# WORK TO BE COMPLETED:
Set down each line of the material that follows, exactly, with no pictures.

§

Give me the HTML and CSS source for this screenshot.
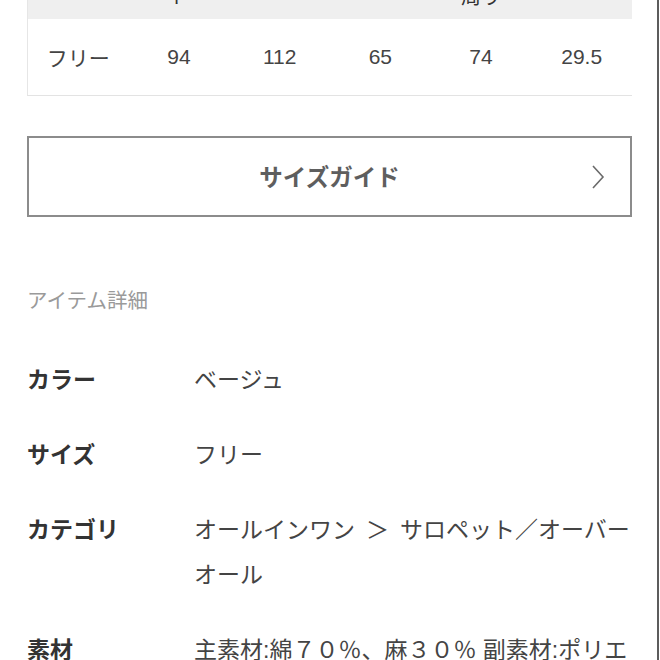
FILE: index.html
```html
<!DOCTYPE html>
<html lang="ja">
<head>
    <meta charset="UTF-8">
    <meta name="viewport" content="width=device-width, initial-scale=1.0">
    <title>アイテム詳細</title>
    <link rel="stylesheet" href="styles.css">
</head>
<body>
    <div class="page">
        <!-- Size table (scrolled, header mostly out of view) -->
        <div class="size-table">
            <div class="size-head">
                <span>サイズ</span>
                <span>ウエスト</span>
                <span>着丈</span>
                <span>股上</span>
                <span>ヒップ周り</span>
                <span>裾幅</span>
            </div>
            <div class="size-row">
                <span>フリー</span>
                <span>94</span>
                <span>112</span>
                <span>65</span>
                <span>74</span>
                <span>29.5</span>
            </div>
        </div>

        <a class="guide-btn" href="#">
            <span class="guide-label">サイズガイド</span>
            <svg class="guide-arrow" width="14" height="24" viewBox="0 0 14 24">
                <polyline points="2,1 12,12 2,23" fill="none" stroke="#6a6a6a" stroke-width="1.6" />
            </svg>
        </a>

        <h3 class="section-title">アイテム詳細</h3>

        <dl class="details">
            <dt>カラー</dt>
            <dd>ベージュ</dd>
            <dt>サイズ</dt>
            <dd>フリー</dd>
            <dt>カテゴリ</dt>
            <dd>オールインワン<span class="sep">＞</span>サロペット／オーバーオール</dd>
            <dt>素材</dt>
            <dd>主素材:綿７０％、麻３０％ 副素材:ポリエステル１００％</dd>
        </dl>
    </div>
</body>
</html>
```

FILE: styles.css
```css
/* General reset */
* {
    margin: 0;
    padding: 0;
    box-sizing: border-box;
}

body {
    font-family: "Liberation Sans", "Noto Sans CJK JP", sans-serif;
    background-color: #fff;
    color: #333;
    overflow: hidden;
}

.page {
    width: 659px;
    height: 660px;
    padding: 0 25px 0 27px;
    border-right: 2px solid #5c5c5c;
    overflow: hidden;
}

/* Size table */
.size-table {
    margin-top: -49px;
    border-left: 1px solid #e6e6e6;
    border-bottom: 1px solid #e3e3e3;
}

.size-head,
.size-row {
    display: grid;
    grid-template-columns: repeat(6, 1fr);
    align-items: center;
    text-align: center;
}

.size-head {
    background-color: #efefef;
    padding: 10px 0;
}

.size-head span {
    padding: 0 18px;
    font-size: 20px;
    line-height: 24px;
    color: #333;
}

.size-row {
    height: 76px;
    font-size: 21px;
    color: #444;
}

/* Size guide button */
.guide-btn {
    display: grid;
    grid-template-columns: 1fr auto 1fr;
    align-items: center;
    height: 81px;
    margin-top: 40px;
    border: 2px solid #8c8c8c;
    text-decoration: none;
}

.guide-label {
    grid-column: 2;
    font-size: 23.5px;
    line-height: 30px;
    margin-top: 3px;
    font-weight: 700;
    color: #5e5e5e;
}

.guide-arrow {
    grid-column: 3;
    justify-self: end;
    margin-right: 25px;
}

/* Item details */
.section-title {
    margin-top: 70px;
    font-size: 20.5px;
    line-height: 28px;
    font-weight: 400;
    color: #9a9a9a;
}

.details {
    display: grid;
    grid-template-columns: 167px 1fr;
    row-gap: 30px;
    margin-top: 43px;
    font-size: 23px;
    line-height: 45px;
}

.details dt {
    font-weight: 700;
    color: #333;
}

.details dd {
    color: #444;
}

.details .sep {
    margin: 0 11px;
}
```
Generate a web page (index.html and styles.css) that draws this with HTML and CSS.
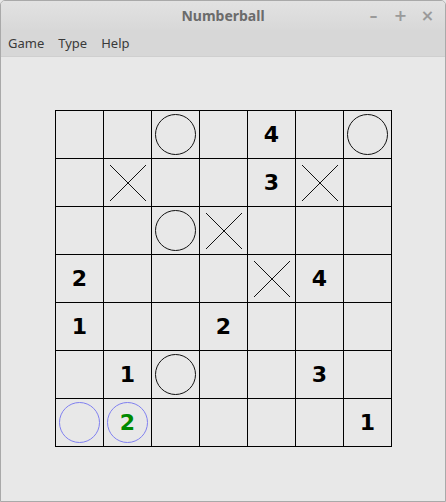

§

# EXPECTED ANSWER:
Give me the HTML and CSS source for this screenshot.
FILE: index.html
```html
<!DOCTYPE html>
<html lang="ja">
<head>
    <meta charset="UTF-8">
    <meta name="viewport" content="width=device-width, initial-scale=1.0">
    <title>アイテム詳細</title>
    <link rel="stylesheet" href="styles.css">
</head>
<body>
    <div class="page">
        <!-- Size table (scrolled, header mostly out of view) -->
        <div class="size-table">
            <div class="size-head">
                <span>サイズ</span>
                <span>ウエスト</span>
                <span>着丈</span>
                <span>股上</span>
                <span>ヒップ周り</span>
                <span>裾幅</span>
            </div>
            <div class="size-row">
                <span>フリー</span>
                <span>94</span>
                <span>112</span>
                <span>65</span>
                <span>74</span>
                <span>29.5</span>
            </div>
        </div>

        <a class="guide-btn" href="#">
            <span class="guide-label">サイズガイド</span>
            <svg class="guide-arrow" width="14" height="24" viewBox="0 0 14 24">
                <polyline points="2,1 12,12 2,23" fill="none" stroke="#6a6a6a" stroke-width="1.6" />
            </svg>
        </a>

        <h3 class="section-title">アイテム詳細</h3>

        <dl class="details">
            <dt>カラー</dt>
            <dd>ベージュ</dd>
            <dt>サイズ</dt>
            <dd>フリー</dd>
            <dt>カテゴリ</dt>
            <dd>オールインワン<span class="sep">＞</span>サロペット／オーバーオール</dd>
            <dt>素材</dt>
            <dd>主素材:綿７０％、麻３０％ 副素材:ポリエステル１００％</dd>
        </dl>
    </div>
</body>
</html>
```

FILE: styles.css
```css
/* General reset */
* {
    margin: 0;
    padding: 0;
    box-sizing: border-box;
}

body {
    font-family: "Liberation Sans", "Noto Sans CJK JP", sans-serif;
    background-color: #fff;
    color: #333;
    overflow: hidden;
}

.page {
    width: 659px;
    height: 660px;
    padding: 0 25px 0 27px;
    border-right: 2px solid #5c5c5c;
    overflow: hidden;
}

/* Size table */
.size-table {
    margin-top: -49px;
    border-left: 1px solid #e6e6e6;
    border-bottom: 1px solid #e3e3e3;
}

.size-head,
.size-row {
    display: grid;
    grid-template-columns: repeat(6, 1fr);
    align-items: center;
    text-align: center;
}

.size-head {
    background-color: #efefef;
    padding: 10px 0;
}

.size-head span {
    padding: 0 18px;
    font-size: 20px;
    line-height: 24px;
    color: #333;
}

.size-row {
    height: 76px;
    font-size: 21px;
    color: #444;
}

/* Size guide button */
.guide-btn {
    display: grid;
    grid-template-columns: 1fr auto 1fr;
    align-items: center;
    height: 81px;
    margin-top: 40px;
    border: 2px solid #8c8c8c;
    text-decoration: none;
}

.guide-label {
    grid-column: 2;
    font-size: 23.5px;
    line-height: 30px;
    margin-top: 3px;
    font-weight: 700;
    color: #5e5e5e;
}

.guide-arrow {
    grid-column: 3;
    justify-self: end;
    margin-right: 25px;
}

/* Item details */
.section-title {
    margin-top: 70px;
    font-size: 20.5px;
    line-height: 28px;
    font-weight: 400;
    color: #9a9a9a;
}

.details {
    display: grid;
    grid-template-columns: 167px 1fr;
    row-gap: 30px;
    margin-top: 43px;
    font-size: 23px;
    line-height: 45px;
}

.details dt {
    font-weight: 700;
    color: #333;
}

.details dd {
    color: #444;
}

.details .sep {
    margin: 0 11px;
}
```
Generate a web page (index.html and styles.css) that draws this with HTML and CSS.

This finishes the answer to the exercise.